**WHAT YOU WILL DO**
Look through the material below. Copy each line that contains the string "components".
┌─ EXERCISE MATERIAL
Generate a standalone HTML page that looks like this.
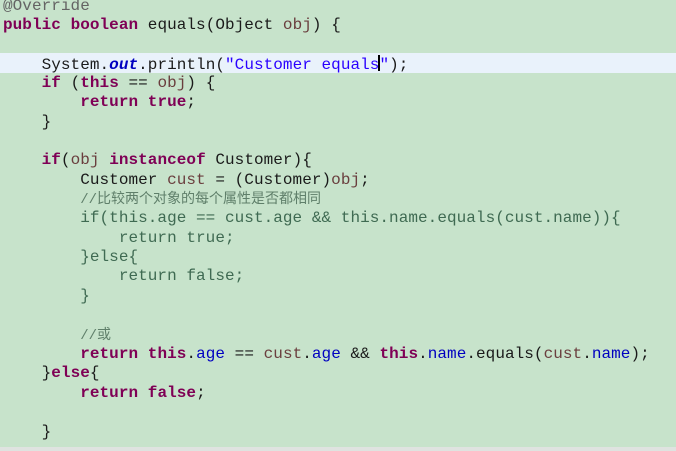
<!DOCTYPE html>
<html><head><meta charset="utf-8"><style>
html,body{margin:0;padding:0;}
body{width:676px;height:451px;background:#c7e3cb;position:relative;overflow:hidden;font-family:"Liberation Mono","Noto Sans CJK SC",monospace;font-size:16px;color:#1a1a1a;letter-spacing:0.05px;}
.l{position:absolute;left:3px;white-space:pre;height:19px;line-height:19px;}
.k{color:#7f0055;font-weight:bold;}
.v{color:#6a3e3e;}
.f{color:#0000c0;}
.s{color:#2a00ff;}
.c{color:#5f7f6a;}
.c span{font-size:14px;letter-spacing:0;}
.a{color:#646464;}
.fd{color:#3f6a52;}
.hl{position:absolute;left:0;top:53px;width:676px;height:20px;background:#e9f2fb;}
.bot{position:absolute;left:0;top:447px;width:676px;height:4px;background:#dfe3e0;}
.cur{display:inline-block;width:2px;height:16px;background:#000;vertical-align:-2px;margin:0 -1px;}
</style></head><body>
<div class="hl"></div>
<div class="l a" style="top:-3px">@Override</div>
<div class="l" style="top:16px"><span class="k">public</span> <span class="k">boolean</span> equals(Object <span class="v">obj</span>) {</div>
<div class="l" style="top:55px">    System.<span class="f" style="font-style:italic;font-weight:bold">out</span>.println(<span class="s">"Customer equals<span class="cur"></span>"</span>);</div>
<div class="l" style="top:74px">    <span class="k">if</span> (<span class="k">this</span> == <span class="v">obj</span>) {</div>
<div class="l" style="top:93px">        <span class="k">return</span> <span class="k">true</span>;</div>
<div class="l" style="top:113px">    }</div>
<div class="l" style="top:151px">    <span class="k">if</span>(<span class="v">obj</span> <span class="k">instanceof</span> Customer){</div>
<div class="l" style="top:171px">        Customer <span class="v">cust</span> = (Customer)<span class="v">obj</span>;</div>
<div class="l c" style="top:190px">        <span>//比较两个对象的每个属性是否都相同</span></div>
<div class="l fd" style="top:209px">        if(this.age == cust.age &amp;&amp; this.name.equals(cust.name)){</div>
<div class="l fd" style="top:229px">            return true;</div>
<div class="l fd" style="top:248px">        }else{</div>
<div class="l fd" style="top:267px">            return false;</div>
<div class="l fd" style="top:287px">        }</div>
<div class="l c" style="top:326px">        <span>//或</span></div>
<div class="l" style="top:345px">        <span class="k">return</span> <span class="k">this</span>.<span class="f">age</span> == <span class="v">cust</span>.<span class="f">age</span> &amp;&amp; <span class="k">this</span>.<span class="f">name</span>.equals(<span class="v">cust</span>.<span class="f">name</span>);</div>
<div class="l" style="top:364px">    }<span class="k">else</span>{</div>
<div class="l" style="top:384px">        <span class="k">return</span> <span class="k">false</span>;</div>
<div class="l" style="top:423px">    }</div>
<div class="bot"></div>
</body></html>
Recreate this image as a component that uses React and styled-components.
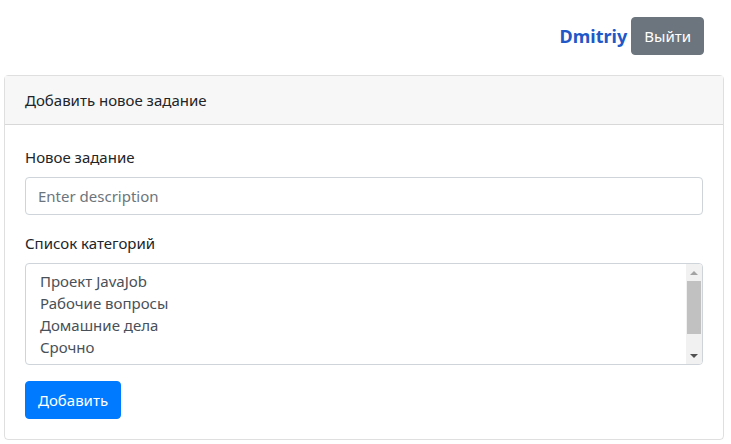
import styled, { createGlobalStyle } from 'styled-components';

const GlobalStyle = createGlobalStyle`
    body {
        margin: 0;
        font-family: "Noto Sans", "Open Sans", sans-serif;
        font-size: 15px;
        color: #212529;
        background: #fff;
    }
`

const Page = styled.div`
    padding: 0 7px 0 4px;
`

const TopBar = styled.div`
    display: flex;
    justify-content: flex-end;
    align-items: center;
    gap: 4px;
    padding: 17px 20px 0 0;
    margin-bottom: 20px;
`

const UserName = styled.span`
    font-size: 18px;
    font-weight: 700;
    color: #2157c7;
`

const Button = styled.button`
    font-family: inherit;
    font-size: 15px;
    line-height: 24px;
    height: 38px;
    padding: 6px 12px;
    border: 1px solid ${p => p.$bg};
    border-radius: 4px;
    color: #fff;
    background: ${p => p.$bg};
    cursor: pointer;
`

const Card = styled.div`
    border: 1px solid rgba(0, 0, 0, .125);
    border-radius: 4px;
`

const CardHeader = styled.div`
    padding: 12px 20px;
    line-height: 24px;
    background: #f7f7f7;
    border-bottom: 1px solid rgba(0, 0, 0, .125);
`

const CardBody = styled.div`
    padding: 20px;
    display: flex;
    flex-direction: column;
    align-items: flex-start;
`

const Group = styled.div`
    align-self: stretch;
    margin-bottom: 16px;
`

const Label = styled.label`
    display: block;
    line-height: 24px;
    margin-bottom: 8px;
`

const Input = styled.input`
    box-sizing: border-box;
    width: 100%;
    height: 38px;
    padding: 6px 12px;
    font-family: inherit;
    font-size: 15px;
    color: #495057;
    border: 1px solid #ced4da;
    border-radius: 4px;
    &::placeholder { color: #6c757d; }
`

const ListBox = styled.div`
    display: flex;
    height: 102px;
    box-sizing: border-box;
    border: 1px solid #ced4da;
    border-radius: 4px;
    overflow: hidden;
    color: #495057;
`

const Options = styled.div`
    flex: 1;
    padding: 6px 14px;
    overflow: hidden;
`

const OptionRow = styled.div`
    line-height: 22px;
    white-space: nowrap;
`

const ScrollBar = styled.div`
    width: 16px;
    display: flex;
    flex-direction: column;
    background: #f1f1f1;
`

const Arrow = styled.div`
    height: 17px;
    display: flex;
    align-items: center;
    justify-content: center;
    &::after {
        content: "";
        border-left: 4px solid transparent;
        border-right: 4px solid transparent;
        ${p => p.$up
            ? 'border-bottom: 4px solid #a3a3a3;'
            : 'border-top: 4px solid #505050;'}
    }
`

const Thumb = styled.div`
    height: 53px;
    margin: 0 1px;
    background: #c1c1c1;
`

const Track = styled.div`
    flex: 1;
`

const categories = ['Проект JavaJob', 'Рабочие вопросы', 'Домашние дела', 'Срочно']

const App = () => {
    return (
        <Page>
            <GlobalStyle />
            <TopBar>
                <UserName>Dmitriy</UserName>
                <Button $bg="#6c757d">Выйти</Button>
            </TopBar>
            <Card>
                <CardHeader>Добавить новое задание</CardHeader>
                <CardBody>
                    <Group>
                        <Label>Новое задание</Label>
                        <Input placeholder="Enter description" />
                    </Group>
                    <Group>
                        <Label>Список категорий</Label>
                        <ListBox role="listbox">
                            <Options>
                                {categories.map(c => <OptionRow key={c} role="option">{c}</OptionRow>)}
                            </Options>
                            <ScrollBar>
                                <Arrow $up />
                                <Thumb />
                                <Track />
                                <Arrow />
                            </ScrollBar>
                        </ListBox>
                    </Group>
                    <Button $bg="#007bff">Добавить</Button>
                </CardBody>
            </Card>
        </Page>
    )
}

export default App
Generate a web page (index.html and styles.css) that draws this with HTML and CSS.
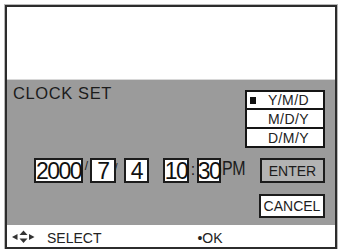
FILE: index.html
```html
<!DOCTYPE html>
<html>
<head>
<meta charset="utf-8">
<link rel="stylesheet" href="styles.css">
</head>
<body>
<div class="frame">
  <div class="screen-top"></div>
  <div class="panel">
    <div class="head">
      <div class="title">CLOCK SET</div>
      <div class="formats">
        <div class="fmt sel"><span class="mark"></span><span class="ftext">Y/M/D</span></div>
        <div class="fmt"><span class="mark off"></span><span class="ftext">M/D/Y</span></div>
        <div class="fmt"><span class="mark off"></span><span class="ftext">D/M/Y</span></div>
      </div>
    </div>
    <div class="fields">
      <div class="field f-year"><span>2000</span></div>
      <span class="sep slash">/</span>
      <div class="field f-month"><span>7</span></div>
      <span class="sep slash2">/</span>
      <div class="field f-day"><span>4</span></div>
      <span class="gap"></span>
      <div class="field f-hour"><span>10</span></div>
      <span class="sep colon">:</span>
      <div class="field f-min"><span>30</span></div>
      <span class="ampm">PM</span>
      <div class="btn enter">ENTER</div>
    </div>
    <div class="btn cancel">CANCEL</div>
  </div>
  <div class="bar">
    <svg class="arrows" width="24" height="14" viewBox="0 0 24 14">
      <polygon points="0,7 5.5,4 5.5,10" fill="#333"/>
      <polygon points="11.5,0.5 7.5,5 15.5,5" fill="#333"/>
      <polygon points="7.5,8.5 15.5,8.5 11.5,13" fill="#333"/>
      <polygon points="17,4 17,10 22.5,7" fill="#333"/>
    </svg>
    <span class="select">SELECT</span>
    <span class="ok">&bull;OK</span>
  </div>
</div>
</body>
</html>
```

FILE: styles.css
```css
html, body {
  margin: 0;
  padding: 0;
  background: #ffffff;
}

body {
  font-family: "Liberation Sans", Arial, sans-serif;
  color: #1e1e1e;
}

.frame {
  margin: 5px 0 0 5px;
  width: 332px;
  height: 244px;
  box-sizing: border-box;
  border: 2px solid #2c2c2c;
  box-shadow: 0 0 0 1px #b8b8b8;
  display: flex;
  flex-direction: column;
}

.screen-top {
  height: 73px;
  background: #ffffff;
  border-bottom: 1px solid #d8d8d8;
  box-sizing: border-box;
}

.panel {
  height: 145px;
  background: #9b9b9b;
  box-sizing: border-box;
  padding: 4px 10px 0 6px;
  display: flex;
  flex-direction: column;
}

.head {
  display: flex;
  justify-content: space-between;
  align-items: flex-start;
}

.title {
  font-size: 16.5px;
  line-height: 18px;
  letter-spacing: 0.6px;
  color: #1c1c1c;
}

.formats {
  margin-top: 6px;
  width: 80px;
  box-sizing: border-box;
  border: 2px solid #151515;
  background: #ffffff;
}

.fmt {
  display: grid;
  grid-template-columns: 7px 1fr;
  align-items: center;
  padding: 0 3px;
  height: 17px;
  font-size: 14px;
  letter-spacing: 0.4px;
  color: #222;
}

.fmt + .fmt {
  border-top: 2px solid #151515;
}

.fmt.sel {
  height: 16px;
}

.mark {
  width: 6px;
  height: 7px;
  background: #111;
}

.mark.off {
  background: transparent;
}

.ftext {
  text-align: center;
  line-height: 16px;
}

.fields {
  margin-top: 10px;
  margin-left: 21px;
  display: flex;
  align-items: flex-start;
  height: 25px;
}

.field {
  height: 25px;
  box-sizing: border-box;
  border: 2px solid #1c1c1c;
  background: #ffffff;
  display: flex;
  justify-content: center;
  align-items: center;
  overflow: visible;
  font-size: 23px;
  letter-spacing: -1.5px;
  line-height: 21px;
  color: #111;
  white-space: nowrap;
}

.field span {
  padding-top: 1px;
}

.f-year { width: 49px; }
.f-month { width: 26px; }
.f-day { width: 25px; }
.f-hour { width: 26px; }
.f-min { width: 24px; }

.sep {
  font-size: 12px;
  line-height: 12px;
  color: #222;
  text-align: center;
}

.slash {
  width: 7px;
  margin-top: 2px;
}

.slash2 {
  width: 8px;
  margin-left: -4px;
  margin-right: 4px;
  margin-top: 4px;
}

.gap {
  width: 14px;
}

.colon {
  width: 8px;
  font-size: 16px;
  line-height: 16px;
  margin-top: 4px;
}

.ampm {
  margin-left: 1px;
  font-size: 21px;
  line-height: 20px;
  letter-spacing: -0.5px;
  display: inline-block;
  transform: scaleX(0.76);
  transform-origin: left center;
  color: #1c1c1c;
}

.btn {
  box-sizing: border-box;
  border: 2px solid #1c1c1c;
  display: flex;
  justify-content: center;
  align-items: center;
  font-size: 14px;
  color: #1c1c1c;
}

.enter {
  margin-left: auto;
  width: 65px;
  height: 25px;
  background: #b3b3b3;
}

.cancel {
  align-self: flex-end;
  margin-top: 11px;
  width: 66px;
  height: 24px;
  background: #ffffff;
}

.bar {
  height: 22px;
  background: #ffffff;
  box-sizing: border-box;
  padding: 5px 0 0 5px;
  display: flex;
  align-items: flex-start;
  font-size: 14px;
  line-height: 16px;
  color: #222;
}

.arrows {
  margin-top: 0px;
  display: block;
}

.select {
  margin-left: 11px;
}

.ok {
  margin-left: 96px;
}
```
└─
┌─ EXERCISE MATERIAL
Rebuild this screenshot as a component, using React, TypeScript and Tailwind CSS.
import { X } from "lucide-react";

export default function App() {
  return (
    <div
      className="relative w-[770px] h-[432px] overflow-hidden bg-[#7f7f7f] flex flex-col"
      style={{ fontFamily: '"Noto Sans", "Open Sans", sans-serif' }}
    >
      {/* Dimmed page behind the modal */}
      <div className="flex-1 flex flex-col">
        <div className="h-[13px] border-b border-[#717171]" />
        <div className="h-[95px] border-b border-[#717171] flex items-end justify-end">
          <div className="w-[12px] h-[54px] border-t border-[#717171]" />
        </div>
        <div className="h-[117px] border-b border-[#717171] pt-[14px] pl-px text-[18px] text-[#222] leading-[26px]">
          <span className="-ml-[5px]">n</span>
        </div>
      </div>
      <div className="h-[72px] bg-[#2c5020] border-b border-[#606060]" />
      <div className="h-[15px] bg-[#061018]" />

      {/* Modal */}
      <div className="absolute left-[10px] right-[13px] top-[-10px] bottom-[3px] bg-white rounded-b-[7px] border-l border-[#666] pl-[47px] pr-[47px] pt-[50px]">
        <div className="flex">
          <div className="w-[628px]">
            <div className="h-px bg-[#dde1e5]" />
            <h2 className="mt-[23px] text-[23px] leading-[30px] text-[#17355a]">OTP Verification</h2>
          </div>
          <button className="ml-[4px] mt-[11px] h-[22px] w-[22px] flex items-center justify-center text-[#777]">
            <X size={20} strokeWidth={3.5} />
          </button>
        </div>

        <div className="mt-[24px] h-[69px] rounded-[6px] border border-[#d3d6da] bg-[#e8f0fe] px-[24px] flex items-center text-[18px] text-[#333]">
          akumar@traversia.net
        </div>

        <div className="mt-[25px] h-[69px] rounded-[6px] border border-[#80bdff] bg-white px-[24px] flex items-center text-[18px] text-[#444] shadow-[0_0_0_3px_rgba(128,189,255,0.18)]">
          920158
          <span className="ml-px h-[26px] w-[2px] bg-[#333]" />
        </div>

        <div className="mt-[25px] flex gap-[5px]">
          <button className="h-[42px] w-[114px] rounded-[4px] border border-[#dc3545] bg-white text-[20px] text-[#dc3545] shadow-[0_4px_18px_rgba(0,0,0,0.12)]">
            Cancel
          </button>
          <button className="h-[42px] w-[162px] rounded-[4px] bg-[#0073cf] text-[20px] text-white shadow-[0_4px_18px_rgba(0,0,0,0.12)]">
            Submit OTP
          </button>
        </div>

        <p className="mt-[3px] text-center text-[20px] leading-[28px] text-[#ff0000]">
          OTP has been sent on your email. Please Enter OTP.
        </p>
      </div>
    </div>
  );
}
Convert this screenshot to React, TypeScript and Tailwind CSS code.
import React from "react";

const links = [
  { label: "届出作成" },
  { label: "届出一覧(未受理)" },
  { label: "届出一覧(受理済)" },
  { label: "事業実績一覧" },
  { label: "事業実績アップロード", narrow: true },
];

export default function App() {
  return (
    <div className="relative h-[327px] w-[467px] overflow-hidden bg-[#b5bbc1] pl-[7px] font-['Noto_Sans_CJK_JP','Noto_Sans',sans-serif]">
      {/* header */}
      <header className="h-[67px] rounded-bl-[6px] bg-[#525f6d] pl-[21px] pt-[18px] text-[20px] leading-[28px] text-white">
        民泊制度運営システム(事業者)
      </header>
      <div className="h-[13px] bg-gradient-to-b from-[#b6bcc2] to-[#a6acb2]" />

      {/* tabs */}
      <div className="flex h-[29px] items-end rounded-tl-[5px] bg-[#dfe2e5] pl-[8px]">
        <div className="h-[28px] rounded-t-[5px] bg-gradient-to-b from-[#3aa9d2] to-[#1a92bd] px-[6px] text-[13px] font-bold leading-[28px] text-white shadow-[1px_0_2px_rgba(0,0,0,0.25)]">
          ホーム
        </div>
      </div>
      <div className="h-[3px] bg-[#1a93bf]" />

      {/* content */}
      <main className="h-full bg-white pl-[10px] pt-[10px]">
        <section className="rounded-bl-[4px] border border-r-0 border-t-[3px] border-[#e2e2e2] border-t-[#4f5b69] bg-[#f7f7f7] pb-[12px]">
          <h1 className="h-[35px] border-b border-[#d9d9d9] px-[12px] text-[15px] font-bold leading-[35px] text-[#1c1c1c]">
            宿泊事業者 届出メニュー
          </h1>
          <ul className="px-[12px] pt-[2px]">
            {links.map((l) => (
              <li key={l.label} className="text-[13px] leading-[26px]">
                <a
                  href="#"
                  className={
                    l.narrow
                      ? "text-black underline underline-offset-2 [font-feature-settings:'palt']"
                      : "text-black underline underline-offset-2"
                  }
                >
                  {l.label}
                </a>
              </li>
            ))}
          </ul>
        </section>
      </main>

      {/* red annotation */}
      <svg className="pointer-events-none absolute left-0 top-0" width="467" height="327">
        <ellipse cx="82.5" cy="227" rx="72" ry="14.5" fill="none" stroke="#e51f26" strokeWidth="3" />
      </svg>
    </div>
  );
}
└─
**ANSWER TO THIS EXERCISE**
Recreate this image as a component that uses React and styled-components.
import styled, { createGlobalStyle } from 'styled-components';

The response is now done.